Stellantis is a little late to the global electric vehicle party, but on Thursday it pledged to catch up and pass its competitors
DETROIT — Stellantis is a little late to the global electric vehicle party, but on Thursday it pledged to catch up and pass its competitors.
It also will have three electric drive modules to power all of its vehicles, and Stellantis will take advantage of its scale to reduce electric vehicle costs. The company expects to reduce battery costs by more than 40% from 2020 to 2024 with two new battery chemistries. It plans to introduce solid-state battery technology by 2026 that can store more energy than current versions.
Tavares says Stellantis will spend no less than 30 billion euros ($35.6 billion) over the next five years on EVs. It will build five battery factories in the U.S. and Europe.
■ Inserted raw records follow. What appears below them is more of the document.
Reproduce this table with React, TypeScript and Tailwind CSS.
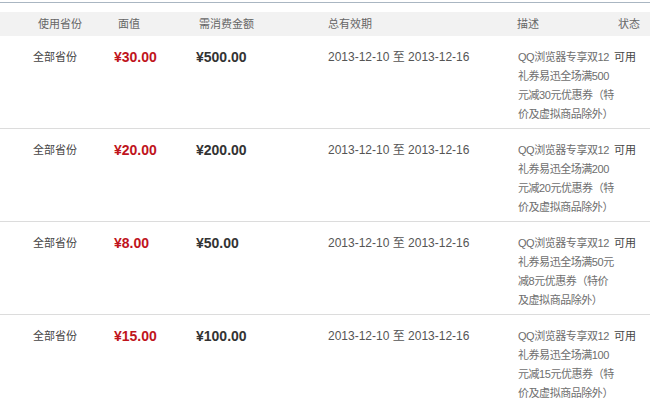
import React from 'react';

const rows = [
  {
    value: '¥30.00',
    need: '¥500.00',
    desc: ['QQ浏览器专享双12', '礼券易迅全场满500', '元减30元优惠券（特', '价及虚拟商品除外）'],
  },
  {
    value: '¥20.00',
    need: '¥200.00',
    desc: ['QQ浏览器专享双12', '礼券易迅全场满200', '元减20元优惠券（特', '价及虚拟商品除外）'],
  },
  {
    value: '¥8.00',
    need: '¥50.00',
    desc: ['QQ浏览器专享双12', '礼券易迅全场满50元', '减8元优惠券（特价', '及虚拟商品除外）'],
  },
  {
    value: '¥15.00',
    need: '¥100.00',
    desc: ['QQ浏览器专享双12', '礼券易迅全场满100', '元减15元优惠券（特', '价及虚拟商品除外）'],
  },
];

const grid = 'grid grid-cols-[114px_82px_132px_190px_95px_1fr]';

export default function App() {
  return (
    <div
      className="w-[650px] h-[405px] overflow-hidden bg-white text-[11px] text-[#333]"
      style={{ fontFamily: '"Liberation Sans", "Noto Sans CJK SC", sans-serif' }}
    >
      <div className="mt-[2px] border-t border-[#aab6c2] pt-[9px]">
        {/* Header */}
        <div className={`${grid} h-[24px] items-center bg-[#f2f2f2] text-[#666]`}>
          <div className="pl-[38px]">使用省份</div>
          <div className="pl-[4px]">面值</div>
          <div className="pl-[3px]">需消费金额</div>
          <div>总有效期</div>
          <div className="-ml-[1px]">描述</div>
          <div className="pl-[5px]">状态</div>
        </div>

        {/* Rows */}
        {rows.map((r, i) => (
          <div key={i} className={`${grid} h-[93px] items-start border-b border-[#dcdcdc] pt-[12px] leading-[19px]`}>
            <div className="pl-[33px] text-[#444]">全部省份</div>
            <div className="text-[14px] font-bold text-[#c0141c]">{r.value}</div>
            <div className="text-[14px] font-bold text-[#333]">{r.need}</div>
            <div className="text-[12px] text-[#555]">2013-12-10 至 2013-12-16</div>
            <div className="whitespace-nowrap tracking-[-0.45px] text-[#6e6e6e]">
              {r.desc.map((line, j) => (
                <div key={j}>{line}</div>
              ))}
            </div>
            <div className="pl-[1px] text-[#444]">可用</div>
          </div>
        ))}
      </div>
    </div>
  );
}
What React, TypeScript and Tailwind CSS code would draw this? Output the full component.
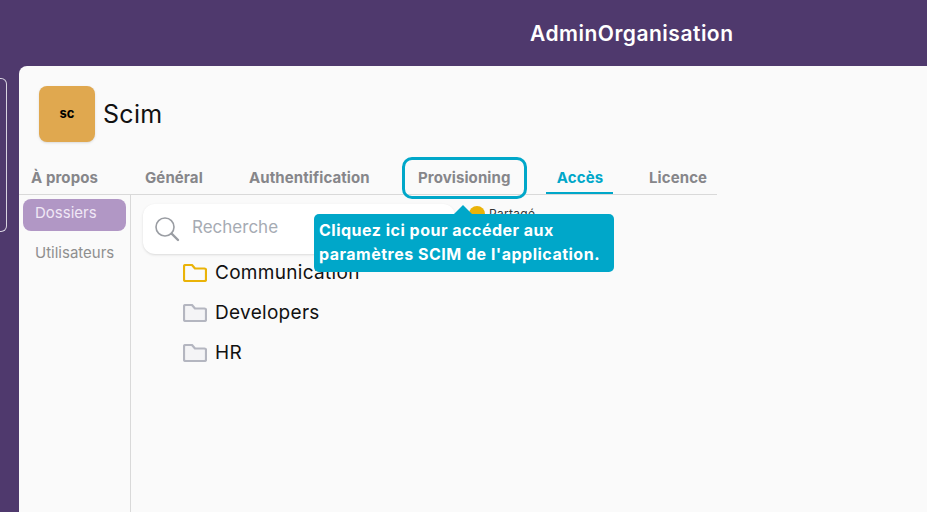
const font = { fontFamily: "Inter, 'Noto Sans', sans-serif" };

const tabs = [
  { label: "À propos", w: "w-[114px]" },
  { label: "Général", w: "w-[104px]" },
  { label: "Authentification", w: "w-[157px]" },
];

function Folder({ color, fill }: { color: string; fill: string }) {
  return (
    <svg width="24" height="18" viewBox="0 0 24 18" fill={fill} stroke={color} strokeWidth="2.2" strokeLinejoin="round">
      <path d="M1 2.5 Q1 1 2.5 1 H9 L12 4.5 H21.5 Q23 4.5 23 6 V15.5 Q23 17 21.5 17 H2.5 Q1 17 1 15.5 Z" />
    </svg>
  );
}

function FolderRow({ name, active }: { name: string; active?: boolean }) {
  return (
    <div className="flex items-center h-10 pl-10 gap-2">
      {active ? <Folder color="#eab308" fill="#fafafa" /> : <Folder color="#b4b6c0" fill="#f4f4f6" />}
      <span className="text-[19px] mt-[1px] tracking-[0.3px] text-[#111]">{name}</span>
    </div>
  );
}

export default function App() {
  return (
    <div className="relative w-[927px] h-[512px] overflow-hidden bg-[#4f396d] flex flex-col" style={font}>
      <header className="h-[66px] shrink-0 flex items-center pl-[530px] pt-[1px] text-white text-[21px] tracking-[0.5px] font-semibold">
        AdminOrganisation
      </header>
      <div className="flex flex-1 min-h-0">
        <div className="w-[19px] shrink-0 pt-3">
          <div className="w-[7px] h-[154px] border border-l-0 border-[#d8d3e0] rounded-r-md" />
        </div>
        <main className="flex-1 bg-[#fafafa] rounded-tl-lg flex flex-col">
          <div className="flex items-start gap-2 pl-5 pt-5 h-[91px] shrink-0">
            <div className="w-14 h-14 rounded-lg bg-[#e0a84f] flex items-center justify-center text-[13px] font-bold text-black shadow-sm">
              sc
            </div>
            <h1 className="text-[25px] leading-[56px] tracking-[0.3px] text-[#111]">Scim</h1>
          </div>
          <nav className="w-[698px] h-[38px] shrink-0 flex border-b border-[#d9d9d9] text-[15px] tracking-[0.1px] font-bold text-[#86868a]">
            {tabs.map((t) => (
              <div key={t.label} className={`${t.w} pl-3 pt-[10px]`}>{t.label}</div>
            ))}
            <div className="w-[152px] pl-6 pt-[10px]">Provisioning</div>
            <div className="w-[67px] h-[37px] pt-[10px] pl-[1px] text-center text-[#00a7c9] border-b-2 border-[#00a7c9]">Accès</div>
            <div className="pl-9 pt-[10px]">Licence</div>
          </nav>
          <div className="flex flex-1 min-h-0">
            <aside className="w-[112px] shrink-0 border-r border-[#d9d9d9] pl-1 pr-1 pt-1 text-[15px]">
              <div className="h-8 w-[103px] rounded-lg bg-[#b197c5] text-[#f0e8f6] pl-3 pt-[3px]">Dossiers</div>
              <div className="h-8 pl-3 mt-2 pt-[3px] text-[#8f8f8f]">Utilisateurs</div>
            </aside>
            <section className="flex-1 pl-3">
              <div className="flex items-start h-[58px] pt-[9px]">
                <div className="w-[312px] h-[50px] bg-white rounded-xl shadow-sm flex items-center gap-3 pl-[11px]">
                  <svg width="26" height="26" viewBox="0 0 26 26" fill="none" stroke="#9a9da3" strokeWidth="1.6" strokeLinecap="round">
                    <circle cx="11" cy="11" r="9" />
                    <path d="M17.5 17.5 L24 24" strokeWidth="2.4" />
                  </svg>
                  <span className="text-[17px] mb-[3px] text-[#a6abb3]">Recherche</span>
                </div>
                <div className="flex items-center gap-1 ml-[14px] mt-[1px] text-[12px] tracking-[0.3px] text-[#333]">
                  <span className="w-4 h-4 rounded-full bg-[#eab308]" />
                  Partagé
                </div>
              </div>
              <FolderRow name="Communication" active />
              <FolderRow name="Developers" />
              <FolderRow name="HR" />
            </section>
          </div>
        </main>
      </div>
      <div className="absolute left-[402px] top-[157px] w-[125px] h-[42px] rounded-[10px] border-[3px] border-[#00a7c9]" />
      <div className="absolute left-[454px] top-[205px] w-0 h-0 border-x-[9px] border-x-transparent border-b-[9px] border-b-[#00a7c9]" />
      <div className="absolute left-[314px] top-[214px] w-[300px] h-[58px] rounded-[5px] bg-[#00a7c9] text-white text-[16px] tracking-[0.5px] font-bold leading-6 pl-[5px] pt-[4px]">
        Cliquez ici pour accéder aux
        <br />
        paramètres SCIM de l'application.
      </div>
    </div>
  );
}
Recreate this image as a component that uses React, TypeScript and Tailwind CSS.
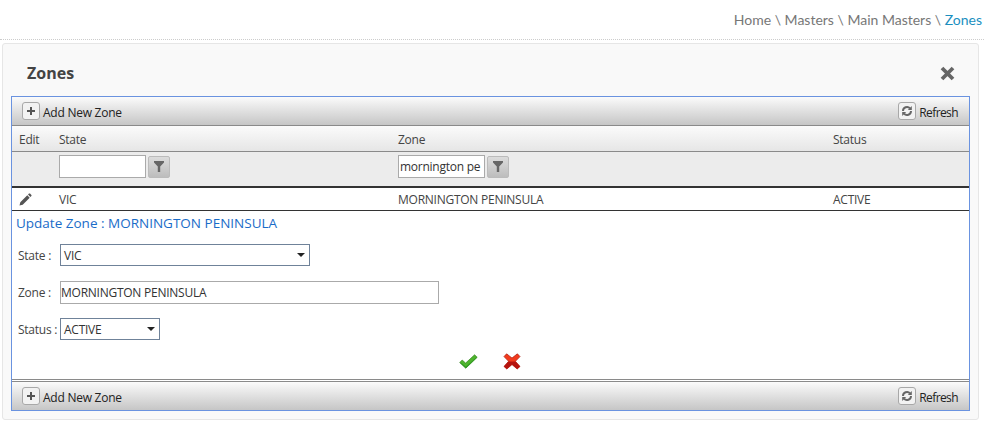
import React from "react";

const ui = "font-['Open_Sans','Noto_Sans',sans-serif]";

function PlusIcon() {
  return (
    <svg width="10" height="10" viewBox="0 0 10 10">
      <path d="M5 1v8M1 5h8" stroke="#555" strokeWidth="2" />
    </svg>
  );
}

function RefreshIcon() {
  return (
    <svg width="12" height="12" viewBox="0 0 12 12" fill="none">
      <path d="M2 6a4 4 0 0 1 7-2.6" stroke="#666" strokeWidth="2" />
      <path d="M10 6a4 4 0 0 1-7 2.6" stroke="#666" strokeWidth="2" />
      <path d="M10.8 1v4h-4z" fill="#666" />
      <path d="M1.2 11V7h4z" fill="#666" />
    </svg>
  );
}

function FilterButton() {
  return (
    <button className="w-[22px] h-[22px] ml-[2px] flex items-center justify-center rounded-[2px] border border-[#bbbbbb] bg-gradient-to-b from-[#dcdcdc] to-[#bdbdbd]">
      <svg width="10" height="11" viewBox="0 0 10 11">
        <path d="M0 0h10v1.5L6.2 5.5V11H3.8V5.5L0 1.5z" fill="#666" />
      </svg>
    </button>
  );
}

function Toolbar() {
  return (
    <div className="h-[28px] flex items-center justify-between pl-[10px] pr-[11px] bg-gradient-to-b from-[#fbfbfb] to-[#c6c6c6]">
      <div className="flex items-center">
        <span className="w-[18px] h-[18px] flex items-center justify-center rounded-[3px] border border-[#a8a8a8] bg-[#f2f2f2]">
          <PlusIcon />
        </span>
        <span className="ml-[3px] pt-[3px] text-[12px] leading-[16px] tracking-[-0.25px] text-[#222]">Add New Zone</span>
      </div>
      <div className="flex items-center">
        <span className="w-[18px] h-[18px] flex items-center justify-center rounded-[3px] border border-[#a8a8a8] bg-[#f2f2f2]">
          <RefreshIcon />
        </span>
        <span className="ml-[3px] pt-[3px] text-[12px] leading-[16px] tracking-[-0.6px] text-[#222]">Refresh</span>
      </div>
    </div>
  );
}

function Caret() {
  return <span className="w-0 h-0 border-x-[4px] border-x-transparent border-t-[4px] border-t-[#222]" />;
}

function FormSelect({ value, width }: { value: string; width: string }) {
  return (
    <div className={`${width} h-[22px] flex items-center justify-between pl-[3px] pr-[4px] bg-white border border-[#6f8299] text-[12px] tracking-[-0.25px] text-[#333]`}>
      <span className="pt-[1px]">{value}</span>
      <Caret />
    </div>
  );
}

export default function App() {
  return (
    <div className={`w-[984px] h-[423px] bg-white overflow-hidden ${ui}`}>
      <div className="h-[40px] border-b border-dotted border-[#cccccc] flex items-center justify-end pr-[2px]">
        <div className="font-['Lato',sans-serif] text-[14px] text-[#777777] whitespace-pre">
          Home \ Masters \ Main Masters \ <span className="text-[#1b8fbf]">Zones</span>
        </div>
      </div>

      <div className="mt-[3px] ml-[2px] w-[977px] h-[377px] rounded-[3px] border border-[#e6e6e6] bg-[#f9f9f9] pt-[17px] px-[8px]">
        <div className="h-[35px] flex items-start justify-between pl-[16px] pr-[15px]">
          <span className="text-[16px] leading-[24px] font-bold text-[#444444]">Zones</span>
          <svg className="mt-[5px]" width="15" height="15" viewBox="0 0 15 15">
            <path d="M2 2l11 11M13 2L2 13" stroke="#666" strokeWidth="3.8" />
          </svg>
        </div>

        <div className="w-[959px] h-[315px] border border-[#6a93e0] bg-white flex flex-col">
          <Toolbar />

          <div className="border-t border-[#8a8a8a] h-[26px] pt-[2px] grid grid-cols-[40px_339px_435px_1fr] items-center bg-gradient-to-b from-[#fbfbfb] to-[#e6e6e6] text-[12px] tracking-[-0.25px] text-[#444]">
            <span className="pl-[7px]">Edit</span>
            <span className="pl-[7px]">State</span>
            <span className="pl-[7px]">Zone</span>
            <span className="pl-[7px]">Status</span>
          </div>

          <div className="border-t border-[#8a8a8a] h-[35px] pt-[3px] grid grid-cols-[40px_339px_435px_1fr] items-start bg-[#ececec]">
            <span />
            <div className="pl-[7px] flex items-center">
              <input readOnly value="" className="w-[87px] h-[23px] bg-white border border-[#aaaaaa] outline-none" />
              <FilterButton />
            </div>
            <div className="pl-[7px] flex items-center">
              <input readOnly value="mornington pe" className="w-[87px] h-[23px] px-[1px] bg-white border border-[#aaaaaa] outline-none text-[12px] tracking-[-0.25px] text-[#333]" />
              <FilterButton />
            </div>
            <span />
          </div>

          <div className="border-t-2 border-b border-t-[#333333] border-b-[#333333] h-[25px] pt-[1px] grid grid-cols-[40px_339px_435px_1fr] items-center bg-white text-[12px] tracking-[-0.25px] text-[#444]">
            <span className="pl-[7px]">
              <svg width="13" height="13" viewBox="0 0 13 13">
                <path d="M0.5 12.5l0.8-3.2 7-7 2.4 2.4-7 7zM9 1.6l1-1q.5-.4 1 0l1.4 1.4q.4.5 0 1l-1 1z" fill="#555" />
              </svg>
            </span>
            <span className="pl-[7px]">VIC</span>
            <span className="pl-[7px]">MORNINGTON PENINSULA</span>
            <span className="pl-[7px]">ACTIVE</span>
          </div>

          <div className="flex-1 flex flex-col pl-[4px]">
            <div className="mt-[2px] text-[13.5px] leading-[20px] text-[#1a6cc8]">Update Zone : MORNINGTON PENINSULA</div>

            <div className="mt-[11px] flex items-center h-[22px] pl-[2px] text-[12px] tracking-[-0.25px] text-[#444]">
              <span className="w-[42px] shrink-0 pt-[1px]">State :</span>
              <FormSelect value="VIC" width="w-[250px]" />
            </div>
            <div className="mt-[15px] flex items-center h-[23px] pl-[2px] text-[12px] tracking-[-0.25px] text-[#444]">
              <span className="w-[42px] shrink-0">Zone :</span>
              <input readOnly value="MORNINGTON PENINSULA" className="w-[379px] h-[23px] px-0 bg-white border border-[#aaaaaa] outline-none text-[12px] tracking-[-0.25px] text-[#333]" />
            </div>
            <div className="mt-[14px] flex items-center h-[22px] pl-[2px] text-[12px] tracking-[-0.25px] text-[#444]">
              <span className="w-[42px] shrink-0 pt-[2px]">Status :</span>
              <FormSelect value="ACTIVE" width="w-[100px]" />
            </div>

            <div className="mt-[13px] flex items-center pl-[443px] gap-[25px]">
              <svg width="19" height="15" viewBox="0 0 19 15">
                <path d="M0.7 8.6L3.2 6l3.4 3.1L15.6 0.8l2.6 2.5L6.8 14.2z" fill="#4fb52e" stroke="#3c8a28" strokeWidth="0.7" />
                <path d="M3 9.4l3.8 3.4L17 3.6l1.2-.3L6.8 14.2 0.7 8.6z" fill="#2f9a22" />
              </svg>
              <svg width="18" height="17" viewBox="0 0 18 17">
                <path d="M1 3.6L3.6.8 9 5l5.4-4.2L17 3.6 12.4 8.3 17 13.4 14.2 16 9 11.6 3.8 16 1 13.4 5.6 8.3z" fill="#f23a1c" stroke="#a81a10" strokeWidth="0.7" />
                <path d="M5.6 8.6H12.4L17 13.4 14.2 16 9 11.6 3.8 16 1 13.4z" fill="#b5140f" />
              </svg>
            </div>
          </div>

          <div className="h-[3px] border-y border-[#8a8a8a] bg-white" />
          <Toolbar />
        </div>
      </div>
    </div>
  );
}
By 2030, 70% European sales and 40% of U.S. sales will be full electric or plug-ins. he said.
“We are already in the race,” Tavares said during a 2 1/2 hour electric vehicle day presentation via a transatlantic webcast on Thursday. “We are on a rolling start and we are now accelerating full speed.”
This year, he said the company will have between 30 and 40 battery electric and plug-in hybrid vehicles for sale globally through all 14 of its brands. The bulk are in Europe, and at present there are no fully electric vehicles for sale in the U.S., the world’s second-largest market.
Of the fully electric and hybrid vehicles, no fewer than 80% of them will run on batteries alone, Tavares said.
Stellantis says the Opel brand will go fully electric in Europe by 2028, with 100% of its vehicles in China being electric. It will bring back the Manta sports car with a fully electric version by the middle of the decade.
Tavares said Stellantis would convert plants that now build internal combustion engines and transmissions into battery cell factories. Of the five battery plants, three will be in Europe, including conversion of the Tremoli plant in Italy.
The company said its pretax operating profit margin for the first six months of this year would exceed previous guidance of 5.5% to 7.5%, due to higher prices for vehicles and despite lower sales from production cuts. Stellantis and nearly all major global automakers have had to trim production due to a shortage of computer chips. It also expects negative cash flow in the first half due to capital spending and lower production.
Tavares expects sustained double-digit operating profit margins around 2026 and says synergies should bring electric vehicle costs down to those of internal combustion vehicles, even without government incentives.